Re: [Any STM32 board] How much time this loop should take ?
Posted: Fri May 24, 2019 4:46 am
by dhylands
Did you take flash latency into consideration, since the code is executing from flash?
Is your code available someplace (i.e github) that I can build for a 401 board with a known HSE crystal and compare results?
Re: [Any STM32 board] How much time this loop should take ?
Posted: Fri May 24, 2019 5:14 am
by jimmo
A scope would be super handy
Seriously, best addition to my workbench.
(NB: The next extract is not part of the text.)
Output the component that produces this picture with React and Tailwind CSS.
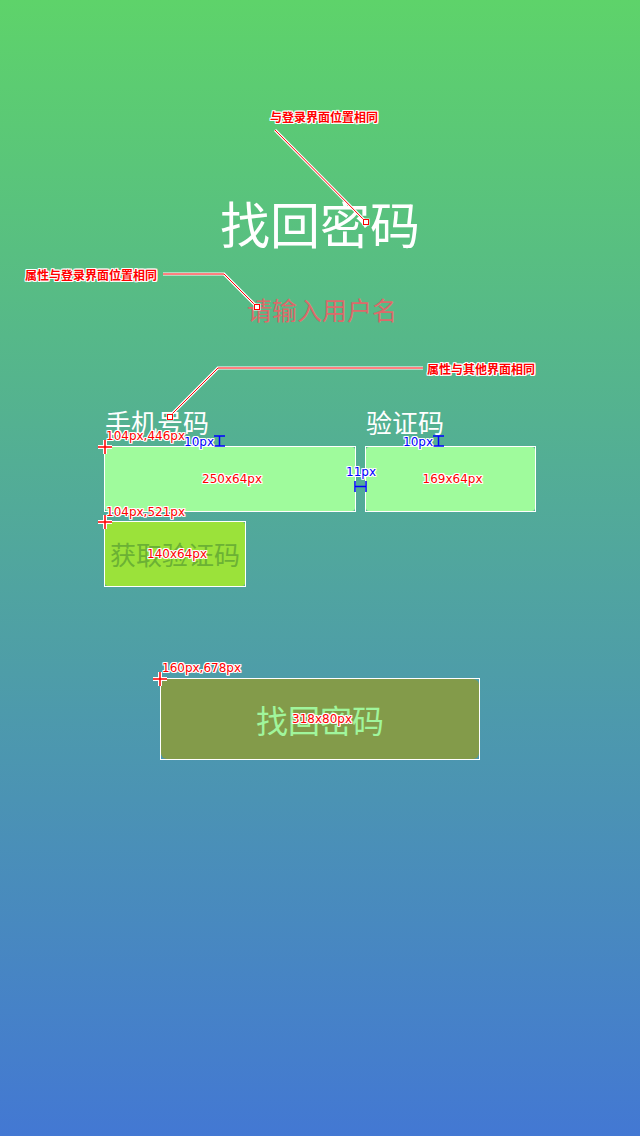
import React from "react";

const halo =
  "[text-shadow:1px_0_#fff,-1px_0_#fff,0_1px_#fff,0_-1px_#fff,1px_1px_#fff,-1px_-1px_#fff,1px_-1px_#fff,-1px_1px_#fff]";

function Note({ className, children }) {
  return (
    <span
      className={`absolute whitespace-nowrap text-[12px] leading-none font-bold text-[#ff0000] font-['Noto_Sans_CJK_SC',sans-serif] ${halo} ${className}`}
    >
      {children}
    </span>
  );
}

function Dim({ className, blue, children }) {
  return (
    <span
      className={`absolute whitespace-nowrap text-[12px] leading-none font-['DejaVu_Sans',sans-serif] ${
        blue ? "text-[#0000ff]" : "text-[#ff0000]"
      } ${halo} ${className}`}
    >
      {children}
    </span>
  );
}

function Size({ children }) {
  return (
    <span
      className={`absolute inset-0 flex items-center justify-center pl-[4px] text-[12px] leading-none text-[#ff0000] font-['DejaVu_Sans',sans-serif] ${halo}`}
    >
      {children}
    </span>
  );
}

// red leader line with white edge
function Lead({ points }) {
  return (
    <>
      <polyline points={points} fill="none" stroke="#fff" strokeWidth="3" />
      <polyline points={points} fill="none" stroke="#ff0000" strokeWidth="1" />
    </>
  );
}

function Dot({ x, y }) {
  return (
    <>
      <rect x={x - 3.5} y={y - 3.5} width="7" height="7" fill="#fff" />
      <rect x={x - 2.5} y={y - 2.5} width="5" height="5" fill="none" stroke="#ff0000" strokeWidth="1" />
    </>
  );
}

function Cross({ x, y }) {
  return (
    <>
      <path d={`M${x - 7} ${y}H${x + 7}M${x} ${y - 7}V${y + 7}`} stroke="#fff" strokeWidth="4" />
      <path d={`M${x - 7} ${y}H${x + 7}M${x} ${y - 7}V${y + 7}`} stroke="#ff0000" strokeWidth="1.5" />
    </>
  );
}

export default function App() {
  return (
    <div className="relative w-[640px] h-[1136px] overflow-hidden bg-[linear-gradient(to_bottom,#5ed36a,#4378d3)] font-['Noto_Sans_CJK_SC',sans-serif]">
      <h1 className="pt-[197px] text-center text-[50px] leading-none text-white">找回密码</h1>
      <p className="mt-[50px] pl-[4px] text-center text-[25px] leading-none text-[#dc6a6a]">请输入用户名</p>

      <div className="mt-[87px] pl-[104px]">
        <div className="flex gap-[9px]">
          <div className="w-[252px]">
            <label className="block pl-[1px] text-[26px] leading-none text-white">手机号码</label>
            <div className="relative mt-[11px] h-[66px] border border-white">
              <div className="h-full rounded-[3px] bg-[#9ffb9c]" />
              <Size>250x64px</Size>
            </div>
          </div>
          <div className="w-[171px]">
            <label className="block pl-[1px] text-[26px] leading-none text-white">验证码</label>
            <div className="relative mt-[11px] h-[66px] border border-white">
              <div className="h-full rounded-[3px] bg-[#9ffb9c]" />
              <Size>169x64px</Size>
            </div>
          </div>
        </div>

        <div className="relative mt-[9px] w-[142px] h-[66px] border border-white">
          <button className="w-full h-full rounded-[3px] bg-[#9be23a] text-[26px] leading-none text-[#6bb134]">
            获取验证码
          </button>
          <Size>140x64px</Size>
        </div>
      </div>

      <div className="mt-[91px] pl-[160px]">
        <div className="relative w-[320px] h-[82px] border border-white">
          <button className="w-full h-full rounded-[6px] bg-[#839b4a] text-[32px] leading-none text-[#a0f59c]">
            找回密码
          </button>
          <Size>318x80px</Size>
        </div>
      </div>

      {/* annotations */}
      <svg className="absolute inset-0 pointer-events-none" width="640" height="1136">
        <Lead points="275,130 365,221" />
        <Dot x={366} y={222} />
        <Lead points="163,274 224,274 257,307" />
        <Dot x={257} y={307} />
        <Lead points="423,368 218,368 170,416" />
        <Dot x={170} y={417} />

        <Cross x={105} y={447} />
        <Cross x={105} y={522} />
        <Cross x={160} y={679} />

        <g stroke="#0000ff" strokeWidth="1.5" fill="none">
          <path d="M214 436H225M219.5 436V446M214 446H225" />
          <path d="M433 436H444M438.5 436V446M433 446H444" />
          <path d="M355 481V492M366 481V492M355 486.5H366" />
        </g>
      </svg>

      <Note className="left-[270px] top-[111px]">与登录界面位置相同</Note>
      <Note className="left-[25px] top-[269px]">属性与登录界面位置相同</Note>
      <Note className="left-[427px] top-[363px]">属性与其他界面相同</Note>

      <Dim className="left-[106px] top-[430px]">104px,446px</Dim>
      <Dim className="left-[106px] top-[506px]">104px,521px</Dim>
      <Dim className="left-[162px] top-[662px]">160px,678px</Dim>
      <Dim blue className="left-[184px] top-[436px]">10px</Dim>
      <Dim blue className="left-[403px] top-[436px]">10px</Dim>
      <Dim blue className="left-[346px] top-[466px]">11px</Dim>
    </div>
  );
}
Think about how many hours you've spend on this already.
I got a Rigol 1054Z a few years back (yes I watch a lot of EEVBlog), it's entry-level but I love it. I also have the logic analyser recommended in this video
https://www.youtube.com/watch?v=xZ5wKYnCNcs works great with sigrok/pulseview, would recommend too. Both have been invaluable.
It does seem possible that HSE might actually be 12MHz. Like why else would Meowbit have chosen those crazy numbers in their config? (They're completely wrong for 8MHz)
Out of curiosity, have you tried this config (72MHz sysclk)
Also, maybe a bit of a long shot, but back to the MCO idea -- you said "my logical analyzer doesn't have enough bandwidth I presume". What do you have? Can you set the divider down low enough? Like you just need a pulse counter? Any other dev boards sitting around?